Required task: Return each line of the data below verbatim; pictures are to be left out.

-- Source material start --

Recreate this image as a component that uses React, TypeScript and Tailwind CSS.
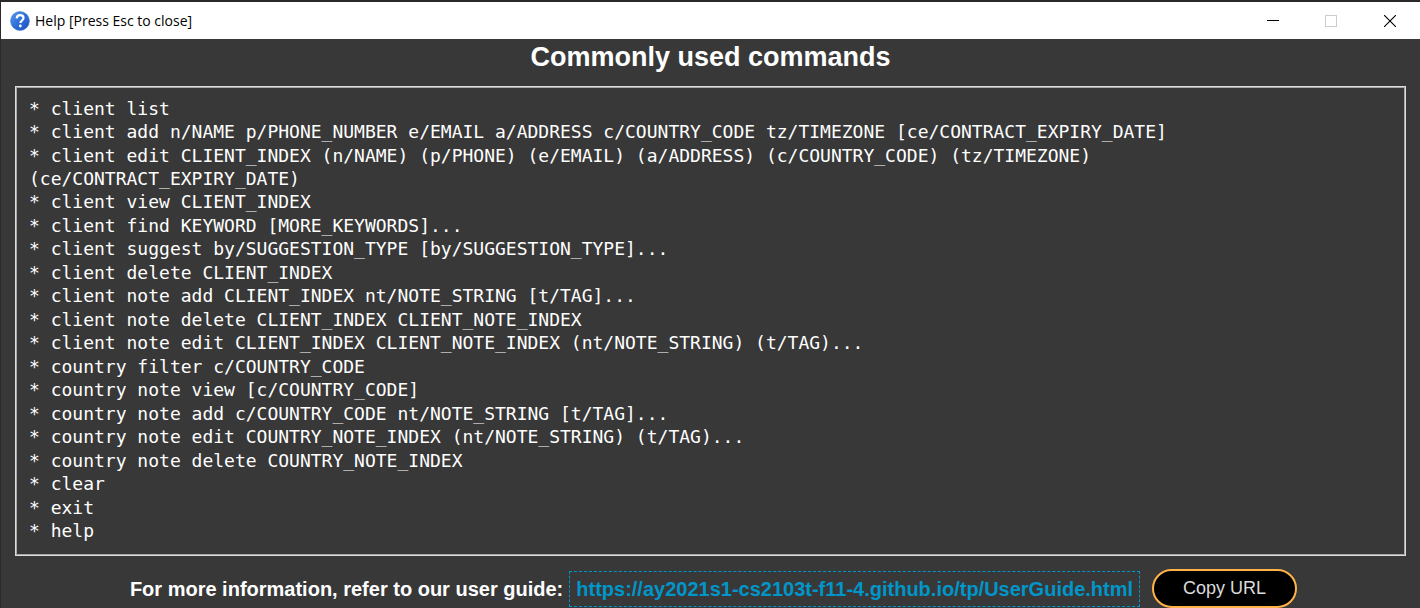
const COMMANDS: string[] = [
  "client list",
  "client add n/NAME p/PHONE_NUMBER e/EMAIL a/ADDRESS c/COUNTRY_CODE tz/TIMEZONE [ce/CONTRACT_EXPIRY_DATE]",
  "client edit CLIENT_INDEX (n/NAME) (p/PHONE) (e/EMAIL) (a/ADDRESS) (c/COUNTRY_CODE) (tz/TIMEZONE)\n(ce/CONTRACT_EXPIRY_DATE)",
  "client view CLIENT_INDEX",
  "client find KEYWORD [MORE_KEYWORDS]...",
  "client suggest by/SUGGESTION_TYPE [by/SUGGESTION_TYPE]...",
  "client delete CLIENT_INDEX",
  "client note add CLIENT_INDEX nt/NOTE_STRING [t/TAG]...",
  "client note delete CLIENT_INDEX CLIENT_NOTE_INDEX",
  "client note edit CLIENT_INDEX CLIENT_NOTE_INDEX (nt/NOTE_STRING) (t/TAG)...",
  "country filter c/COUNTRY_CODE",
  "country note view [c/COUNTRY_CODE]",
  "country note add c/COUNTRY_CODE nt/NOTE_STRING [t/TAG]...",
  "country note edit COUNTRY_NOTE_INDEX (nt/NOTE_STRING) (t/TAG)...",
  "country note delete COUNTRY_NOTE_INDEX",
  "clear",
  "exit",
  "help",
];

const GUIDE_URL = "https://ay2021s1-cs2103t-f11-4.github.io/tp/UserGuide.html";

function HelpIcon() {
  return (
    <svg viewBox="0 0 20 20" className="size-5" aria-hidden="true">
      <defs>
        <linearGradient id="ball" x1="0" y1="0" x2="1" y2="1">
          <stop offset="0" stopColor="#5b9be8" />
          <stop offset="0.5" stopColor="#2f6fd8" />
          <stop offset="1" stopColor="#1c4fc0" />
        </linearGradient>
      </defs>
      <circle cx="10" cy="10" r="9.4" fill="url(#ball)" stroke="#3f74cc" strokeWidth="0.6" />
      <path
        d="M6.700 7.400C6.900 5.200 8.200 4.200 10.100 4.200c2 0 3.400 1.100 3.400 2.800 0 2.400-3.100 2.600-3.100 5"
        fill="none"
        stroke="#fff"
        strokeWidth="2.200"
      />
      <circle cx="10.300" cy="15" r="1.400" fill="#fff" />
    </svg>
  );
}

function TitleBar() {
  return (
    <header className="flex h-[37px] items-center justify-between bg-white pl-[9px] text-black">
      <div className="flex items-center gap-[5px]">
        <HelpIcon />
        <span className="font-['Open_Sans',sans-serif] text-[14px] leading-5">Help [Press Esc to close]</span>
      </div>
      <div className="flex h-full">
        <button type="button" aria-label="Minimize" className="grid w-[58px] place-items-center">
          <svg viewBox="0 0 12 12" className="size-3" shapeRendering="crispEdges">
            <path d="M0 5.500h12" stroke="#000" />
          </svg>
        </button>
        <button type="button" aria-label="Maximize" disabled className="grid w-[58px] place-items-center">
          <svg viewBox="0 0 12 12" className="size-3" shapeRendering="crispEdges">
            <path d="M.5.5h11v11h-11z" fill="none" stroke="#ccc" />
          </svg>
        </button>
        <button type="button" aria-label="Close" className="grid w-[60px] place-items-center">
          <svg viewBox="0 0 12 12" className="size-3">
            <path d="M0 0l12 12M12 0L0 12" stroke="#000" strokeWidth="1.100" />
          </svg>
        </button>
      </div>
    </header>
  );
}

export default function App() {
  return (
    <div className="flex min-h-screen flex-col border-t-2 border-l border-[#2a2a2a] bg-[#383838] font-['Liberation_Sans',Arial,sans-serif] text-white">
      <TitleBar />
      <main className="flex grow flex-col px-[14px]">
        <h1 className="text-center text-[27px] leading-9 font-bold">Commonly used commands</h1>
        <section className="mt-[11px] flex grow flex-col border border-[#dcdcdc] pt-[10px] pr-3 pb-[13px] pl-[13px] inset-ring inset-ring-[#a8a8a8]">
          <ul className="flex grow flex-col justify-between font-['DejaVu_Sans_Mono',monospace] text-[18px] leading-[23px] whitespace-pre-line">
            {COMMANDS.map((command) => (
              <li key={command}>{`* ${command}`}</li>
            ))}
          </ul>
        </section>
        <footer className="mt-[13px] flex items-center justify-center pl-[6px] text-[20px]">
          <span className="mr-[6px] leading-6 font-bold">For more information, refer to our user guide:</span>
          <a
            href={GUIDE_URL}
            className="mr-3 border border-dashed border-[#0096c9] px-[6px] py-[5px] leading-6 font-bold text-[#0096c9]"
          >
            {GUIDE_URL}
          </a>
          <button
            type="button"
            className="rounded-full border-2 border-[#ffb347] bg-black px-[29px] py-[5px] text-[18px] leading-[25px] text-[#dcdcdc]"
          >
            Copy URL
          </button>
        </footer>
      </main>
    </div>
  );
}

-- Source material end --

Problem solution:
Recreate this image as a component that uses React, TypeScript and Tailwind CSS.
const COMMANDS: string[] = [
  "client list",
  "client add n/NAME p/PHONE_NUMBER e/EMAIL a/ADDRESS c/COUNTRY_CODE tz/TIMEZONE [ce/CONTRACT_EXPIRY_DATE]",
  "client edit CLIENT_INDEX (n/NAME) (p/PHONE) (e/EMAIL) (a/ADDRESS) (c/COUNTRY_CODE) (tz/TIMEZONE)\n(ce/CONTRACT_EXPIRY_DATE)",
  "client view CLIENT_INDEX",
  "client find KEYWORD [MORE_KEYWORDS]...",
  "client suggest by/SUGGESTION_TYPE [by/SUGGESTION_TYPE]...",
  "client delete CLIENT_INDEX",
  "client note add CLIENT_INDEX nt/NOTE_STRING [t/TAG]...",
  "client note delete CLIENT_INDEX CLIENT_NOTE_INDEX",
  "client note edit CLIENT_INDEX CLIENT_NOTE_INDEX (nt/NOTE_STRING) (t/TAG)...",
  "country filter c/COUNTRY_CODE",
  "country note view [c/COUNTRY_CODE]",
  "country note add c/COUNTRY_CODE nt/NOTE_STRING [t/TAG]...",
  "country note edit COUNTRY_NOTE_INDEX (nt/NOTE_STRING) (t/TAG)...",
  "country note delete COUNTRY_NOTE_INDEX",
  "clear",
  "exit",
  "help",
];

const GUIDE_URL = "https://ay2021s1-cs2103t-f11-4.github.io/tp/UserGuide.html";

function HelpIcon() {
  return (
    <svg viewBox="0 0 20 20" className="size-5" aria-hidden="true">
      <defs>
        <linearGradient id="ball" x1="0" y1="0" x2="1" y2="1">
          <stop offset="0" stopColor="#5b9be8" />
          <stop offset="0.5" stopColor="#2f6fd8" />
          <stop offset="1" stopColor="#1c4fc0" />
        </linearGradient>
      </defs>
      <circle cx="10" cy="10" r="9.4" fill="url(#ball)" stroke="#3f74cc" strokeWidth="0.6" />
      <path
        d="M6.700 7.400C6.900 5.200 8.200 4.200 10.100 4.200c2 0 3.400 1.100 3.400 2.800 0 2.400-3.100 2.600-3.100 5"
        fill="none"
        stroke="#fff"
        strokeWidth="2.200"
      />
      <circle cx="10.300" cy="15" r="1.400" fill="#fff" />
    </svg>
  );
}

function TitleBar() {
  return (
    <header className="flex h-[37px] items-center justify-between bg-white pl-[9px] text-black">
      <div className="flex items-center gap-[5px]">
        <HelpIcon />
        <span className="font-['Open_Sans',sans-serif] text-[14px] leading-5">Help [Press Esc to close]</span>
      </div>
      <div className="flex h-full">
        <button type="button" aria-label="Minimize" className="grid w-[58px] place-items-center">
          <svg viewBox="0 0 12 12" className="size-3" shapeRendering="crispEdges">
            <path d="M0 5.500h12" stroke="#000" />
          </svg>
        </button>
        <button type="button" aria-label="Maximize" disabled className="grid w-[58px] place-items-center">
          <svg viewBox="0 0 12 12" className="size-3" shapeRendering="crispEdges">
            <path d="M.5.5h11v11h-11z" fill="none" stroke="#ccc" />
          </svg>
        </button>
        <button type="button" aria-label="Close" className="grid w-[60px] place-items-center">
          <svg viewBox="0 0 12 12" className="size-3">
            <path d="M0 0l12 12M12 0L0 12" stroke="#000" strokeWidth="1.100" />
          </svg>
        </button>
      </div>
    </header>
  );
}

export default function App() {
  return (
    <div className="flex min-h-screen flex-col border-t-2 border-l border-[#2a2a2a] bg-[#383838] font-['Liberation_Sans',Arial,sans-serif] text-white">
      <TitleBar />
      <main className="flex grow flex-col px-[14px]">
        <h1 className="text-center text-[27px] leading-9 font-bold">Commonly used commands</h1>
        <section className="mt-[11px] flex grow flex-col border border-[#dcdcdc] pt-[10px] pr-3 pb-[13px] pl-[13px] inset-ring inset-ring-[#a8a8a8]">
          <ul className="flex grow flex-col justify-between font-['DejaVu_Sans_Mono',monospace] text-[18px] leading-[23px] whitespace-pre-line">
            {COMMANDS.map((command) => (
              <li key={command}>{`* ${command}`}</li>
            ))}
          </ul>
        </section>
        <footer className="mt-[13px] flex items-center justify-center pl-[6px] text-[20px]">
          <span className="mr-[6px] leading-6 font-bold">For more information, refer to our user guide:</span>
          <a
            href={GUIDE_URL}
            className="mr-3 border border-dashed border-[#0096c9] px-[6px] py-[5px] leading-6 font-bold text-[#0096c9]"
          >
            {GUIDE_URL}
          </a>
          <button
            type="button"
            className="rounded-full border-2 border-[#ffb347] bg-black px-[29px] py-[5px] text-[18px] leading-[25px] text-[#dcdcdc]"
          >
            Copy URL
          </button>
        </footer>
      </main>
    </div>
  );
}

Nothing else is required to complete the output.